Erica Huddleston
A “large park” as defined in Large Parks as 500 acres or greater, sited in an urban environment. The assonant title has no subheading, but rather flings open debate for the seven essays within to converse among themselves. Each essay included by editors Julia Czerniak and George Hargreaves in Large Parks elaborates ideas first voiced at a Harvard Graduate School of Design conference in 2003. To read through the book is an engrossing dissection of large-scale landscape architecture’s current theories.
A defining assumption among the authors is that the designed landscape as park is not static, but a complex dynamic process. As Elizabeth K. Meyer writes in her essay, “there has been a shift from spatial to temporal preoccupation in landscape architecture theory and practice since the late 1980s.” In his foreword, James Corner of Field Operations and the University of Pennsylvania writes that “the designer of large parks can only ever set out a highly specified physical base from which more open-ended processes and formations take root; . . . the trick is to design a large park framework that is sufficiently robust to lend structure and identity while also having sufficient pliancy and give to adapt to changing demands and ecologies over time.” Corner conceptualizes parks as frameworks and systems, with emphasis on the practice of more extensive site analysis than existed in the past to develop landscape designs. He writes that a site is best inscribed with design when it is considered as a vast swirling flow of epoch processes acting on one another with ingrained flexibility for future change. He challenges designers to design with this construct in mind while not allowing the built to be dehumanized out of people scale—or even worse, diluted by politics, programming, and cost when large parks are planned. Using the theme of parks as systems, Nina-Marie Lister discusses new ties of ecology and landscape, Anita Berrizbeitia writes on strategies of creating park design, George Hargreaves titles his essay “A Designer’s Perspective,” Linda Pollak discusses the matrix as tool for park analysis, and John Beardsley writes of large-scale park management and funding practices. The distinct ideas layer and overlap with each other in interesting ways, spurring the reader to think of new threads and connections.
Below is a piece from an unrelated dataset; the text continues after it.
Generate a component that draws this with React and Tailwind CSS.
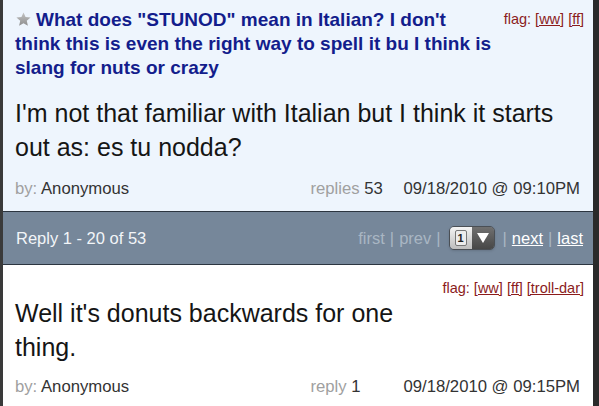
import React from "react";

const font = { fontFamily: '"Liberation Sans", Arial, sans-serif' };

const Flag = ({ troll }) => (
  <div className="text-[14.5px] text-[#8b1c1c] whitespace-nowrap leading-[15px]">
    flag: <span className="underline">[ww]</span> <span className="underline">[ff]</span>
    {troll && <> <span className="underline">[troll-dar]</span></>}
  </div>
);

const Meta = ({ label, count, date }) => (
  <div className="flex items-center text-[16.7px] leading-[17px]">
    <div>
      <span className="text-[#a0a0a0]">by:</span> <span className="text-[#333]">Anonymous</span>
    </div>
    <div className="ml-auto w-[93px] whitespace-nowrap">
      <span className="text-[#a0a0a0]">{label}</span> <span className="text-[#333]">{count}</span>
    </div>
    <div className="text-[#333] whitespace-nowrap">{date}</div>
  </div>
);

const Star = () => (
  <svg width="17" height="17" viewBox="0 0 24 24" className="inline-block align-[-2px] mr-[4px]">
    <defs>
      <linearGradient id="sg" x1="0" y1="0" x2="0" y2="1">
        <stop offset="0" stopColor="#c4c4c4" />
        <stop offset="1" stopColor="#8e8e8e" />
      </linearGradient>
    </defs>
    <path d="M12 2l2.9 6.6 7.1.6-5.4 4.7 1.6 7-6.2-3.7-6.2 3.7 1.6-7L2 9.2l7.1-.6z" fill="url(#sg)" />
  </svg>
);

export default function App() {
  return (
    <div className="w-[599px] h-[406px] flex overflow-hidden" style={font}>
      <div className="w-[3px] bg-[#3a3a3a]" />
      <div className="flex-1 flex flex-col">
        {/* question */}
        <div className="bg-[#eef5fd] h-[212px] pl-[12px] pr-[9px] pt-[8px] border-b border-[#2c3540]">
          <div className="flex items-start">
            <div className="w-[478px] text-[19px] leading-[24px] font-bold text-[#131d8c]">
              <Star />
              What does "STUNOD" mean in Italian? I don't think this is even the right way to spell it bu I think is slang for nuts or crazy
            </div>
            <div className="ml-auto pt-[4px]"><Flag /></div>
          </div>
          <div className="mt-[16px] text-[25px] leading-[34px] text-[#151515] pr-[10px]">
            I'm not that familiar with Italian but I think it starts out as: es tu nodda?
          </div>
          <div className="mt-[16px] pr-[4px]"><Meta label="replies" count={53} date="09/18/2010 @ 09:10PM" /></div>
        </div>
        {/* pager */}
        <div className="bg-[#76879a] h-[53px] flex items-center pl-[13px] pr-[10px] border-b border-[#2c3540]">
          <div className="text-[16.5px] text-[#f2f5f8]">Reply 1 - 20 of 53</div>
          <div className="ml-auto flex items-center text-[16.5px] text-[#a9b6c3]">
            <span>first</span>
            <span className="mx-[5px]">|</span>
            <span>prev</span>
            <span className="mx-[5px]">|</span>
            <div className="flex h-[24px] w-[46px] mx-[3px] rounded-[5px] overflow-hidden border border-[#4a4f55] shadow-sm">
              <div className="w-[22px] bg-gradient-to-b from-[#f4f4f4] to-[#bdbdbd] flex items-center justify-center">
                <div className="w-[12px] h-[16px] bg-[#ececec] border border-[#777] rounded-[2px] flex items-center justify-center text-[11px] font-bold text-[#222] leading-none">1</div>
              </div>
              <div className="flex-1 bg-gradient-to-b from-[#707070] to-[#474747] flex items-center justify-center">
                <svg width="12" height="10" viewBox="0 0 12 10"><path d="M0 0h12L6 10z" fill="#fff" /></svg>
              </div>
            </div>
            <span className="mx-[5px]">|</span>
            <span className="text-white underline">next</span>
            <span className="mx-[5px]">|</span>
            <span className="text-white underline">last</span>
          </div>
        </div>
        {/* reply */}
        <div className="bg-white flex-1 pl-[12px] pr-[9px] pt-[16px]">
          <div className="flex justify-end"><Flag troll /></div>
          <div className="w-[400px] text-[25px] leading-[34px] text-[#151515]">
            Well it's donuts backwards for one thing.
          </div>
          <div className="mt-[14px] pr-[4px]"><Meta label="reply" count={1} date="09/18/2010 @ 09:15PM" /></div>
        </div>
      </div>
      <div className="w-[6px] bg-[#2a2a2a]" />
    </div>
  );
}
The dialogue among essays also is a wonderful study of aging urban infrastructures and the choices made when cleaning them up. Large parks in the twenty-first century will be formed increasingly from “disturbed” sites within cities—industrial landfills, brownfields, old airports, and decommissioned military bases—and the authors believe that new large parks will continue to be created because every U.S. city has a piece of disturbed land in its limits that can be redeveloped. Three parks on reclaimed sites—Downsview Park in Toronto, Ontario; Fresh Kills in New York City; and Landschaftspark in Duisburg, Germany—are mentioned repeatedly throughout the essays as examples of recent international design competitions that encouraged interdisciplinary teams and exemplify process flexibility in their winning designs. Graphics from the finalist team entries to these competitions are included and are extraordinary examples of design representation. Students will gain many ideas from Corner’s Field Operations’ winning entry renderings for Fresh Kills.
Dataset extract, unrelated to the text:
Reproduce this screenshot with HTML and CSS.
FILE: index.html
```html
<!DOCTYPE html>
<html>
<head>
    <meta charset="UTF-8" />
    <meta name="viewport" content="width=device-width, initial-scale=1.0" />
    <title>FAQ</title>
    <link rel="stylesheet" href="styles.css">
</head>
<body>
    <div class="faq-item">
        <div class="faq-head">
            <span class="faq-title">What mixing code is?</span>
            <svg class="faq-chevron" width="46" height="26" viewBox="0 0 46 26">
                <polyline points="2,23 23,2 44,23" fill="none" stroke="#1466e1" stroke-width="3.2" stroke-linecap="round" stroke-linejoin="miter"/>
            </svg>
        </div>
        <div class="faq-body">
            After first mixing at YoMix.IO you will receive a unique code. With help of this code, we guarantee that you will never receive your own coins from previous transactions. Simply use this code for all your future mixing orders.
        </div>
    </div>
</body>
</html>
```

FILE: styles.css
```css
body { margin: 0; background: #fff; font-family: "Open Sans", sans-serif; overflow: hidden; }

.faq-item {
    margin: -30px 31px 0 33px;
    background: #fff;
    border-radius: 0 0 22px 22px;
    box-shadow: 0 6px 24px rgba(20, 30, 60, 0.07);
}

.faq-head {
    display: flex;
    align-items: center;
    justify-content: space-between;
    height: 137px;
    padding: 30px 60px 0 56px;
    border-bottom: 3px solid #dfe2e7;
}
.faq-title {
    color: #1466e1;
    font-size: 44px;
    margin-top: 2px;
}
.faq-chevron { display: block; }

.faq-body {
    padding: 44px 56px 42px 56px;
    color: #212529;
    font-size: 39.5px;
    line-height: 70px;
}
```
Large Parks encompasses old, new, far, and near urban parks that are “large.” The editors based this parameter on Andrew Jackson Downing’s suggestion in nineteenth-century New York that “five hundred acres is the smallest area that should be reserved for the future wants of a city.” With this land acreage as its starting point (as defended in Julia Czerniak’s “Speculating on Size” essay), the book provides access to the recent reflections of famous design critics, historians, and fi eld practitioners. It would be helpful if an index were included for research, since the authors reference the same parks scattered throughout while making different points. Also, it would be thought-provoking if there were one essay in Large
Parks applying the tenants expressed for these grand-scale parks to small parks. How do the concepts of flexibility and process apply to the small park? Are they exclusive to the needs of large swaths of land? As a theory manual, Large Parks gives nuanced thoughts of how large parks are conceptualized, designed, built, and then managed. Any architect, planner, geographer, or landscape architect will benefit from thinking about the reuse of aged land for parkland and the rhetoric of “process = park” embodied theatrically in a large park.
ERIKA HUDDLESTON is completing her master’s degree in Landscape Architecture. She received a BA in Art History from Vanderbilt University and a Certificate in Interior Design from Parsons School of Design. She has worked in textile design in New York and for the Trinity River Waterfront Project in Dallas with Wallace, Roberts, and Todd Landscape Architects. She is interested in grottos and rocaille in landscape and the history of landscape architecture education.